SPEAKERS
Sammie Wicks
Senior Program Manager, Center for Mass Violence Response Studies
Sammie Wicks is a ten-year law enforcement professional who previously worked in various Memphis Police Department roles. Currently, he is assigned to the Aurora Police Department’s Crisis Response Team. He spearheads the agency’s Targeted Violence Prevention Program. Officer Wicks has previously served as a member of the Colorado Human Trafficking Council Data and Research Task Force. He served as speaker and researcher at the University of Denver’s Human Trafficking Center and is currently a board member at the Laboratory to Combat Human Trafficking, leading its policy committee. He is also an independent researcher focused on transnational organized crime in diaspora communities, terrorist propaganda, and
violent social movements. His research has been published in Small Wars Journal, The Global Network on Extremism and Technology, The International Centre for Counter-Terrorism (The Hague), and The International Institute for Counter-Terrorism (Israel), the African Jihad, and the Institute for Security Studies (Africa). He holds an M.A. in International Security from the Josef Korbel School of International Studies at the University of Denver with a Middle Eastern and North African Religious and Political Thought specialization. He also holds a B.A. in History from Rhodes College.
SESSIONS
1:00 PM - 2:30 PM Wed, Apr 20, 2022 Palm Ballroom 1
How to Avert Planned School Attacks and Other Forms of Targeted Violence
In 2018, a Michigan high school student, was arrested after his mother reported that he was plotting to attack his school using modified firearms and homemade explosives.

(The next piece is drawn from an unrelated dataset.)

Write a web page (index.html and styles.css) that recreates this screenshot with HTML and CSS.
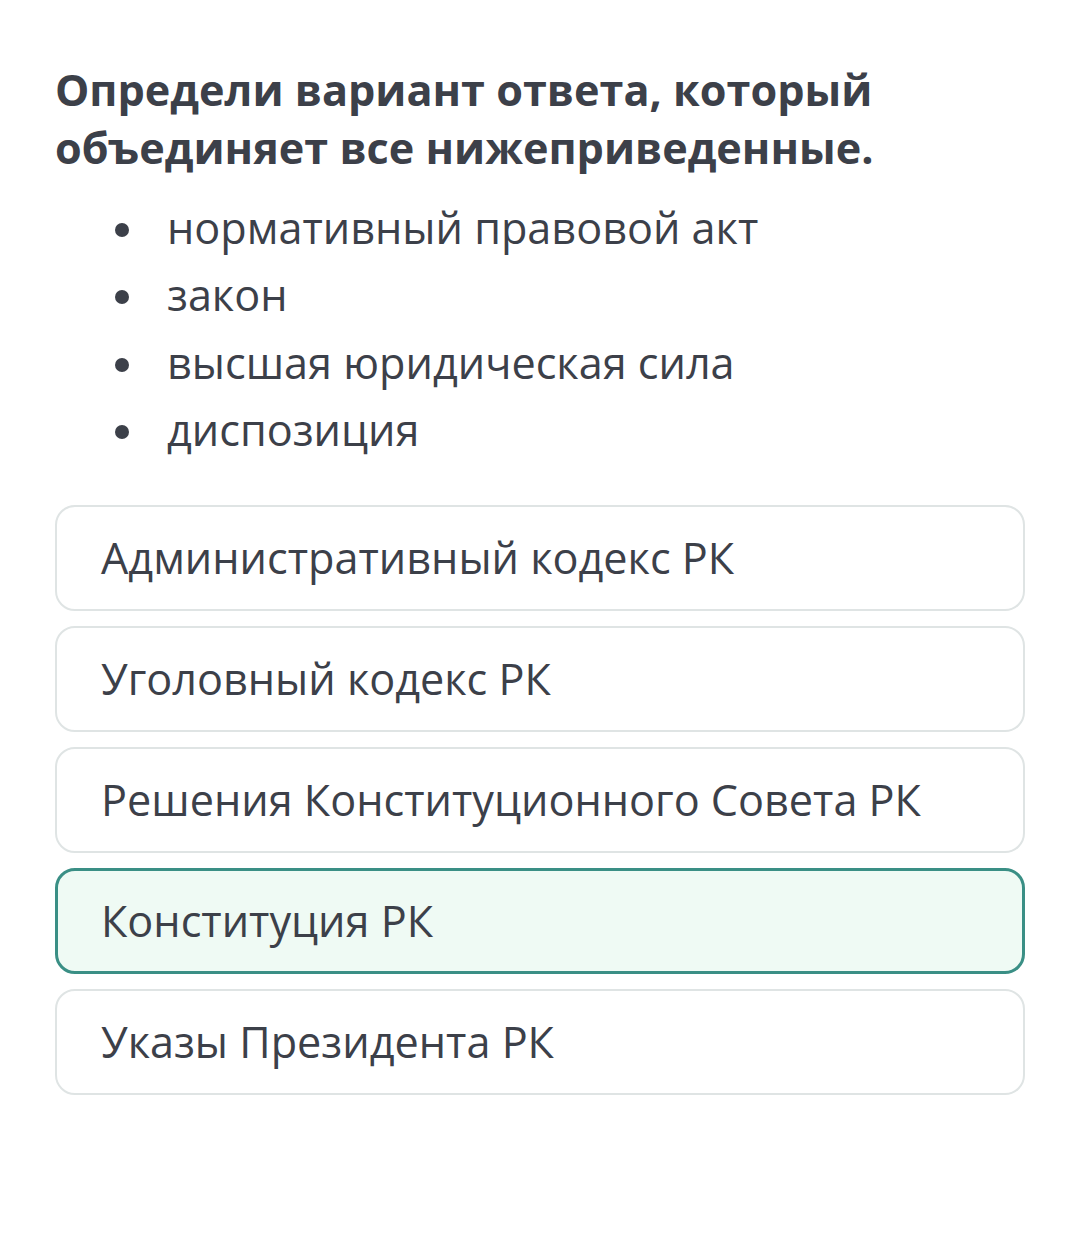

Although the school shooting was averted, he conducted an act of mass violence after his release from a juvenile detention facility three years later. This incident highlights the need for early identification, ongoing engagement, and management of adolescents and other persons of concern to promote violence desistance and rehabilitation. This case study uses publicly accessible information and information obtained through a Freedom of Information Act request, publicly available documents and interviews.The case study presents valuable lessons learned for education, public safety, juvenile justice, and behavioral health professionals regarding behavioral threat assessment and the need for community-based cross-system collaboration in the management of adolescents determined to be dangerous to promote violence desistance and rehabilitation.
Learning Objectives
- Recognize the warning signs of intended targeted school attacks
- Recognize the critical role of community-based cross-system threat assessment teams in targeted violence prevention
- Identify the importance of identifying community-based resources to engage at various intercept points to strengthen public safety as well as plotter desistance from violence and support rehabilitation.
Participant Outcomes
- Participants will be better prepared to recognize the warning signs of intended targeted school attacks
- Participants will strengthen their understanding regarding the importance and creation of school-based threat assessment
- Participants will recognize the importance of following “plotters” beyond initial responses – school, law enforcement, juvenile/criminal justice to implement community-based management, intervention, treatment and support systems.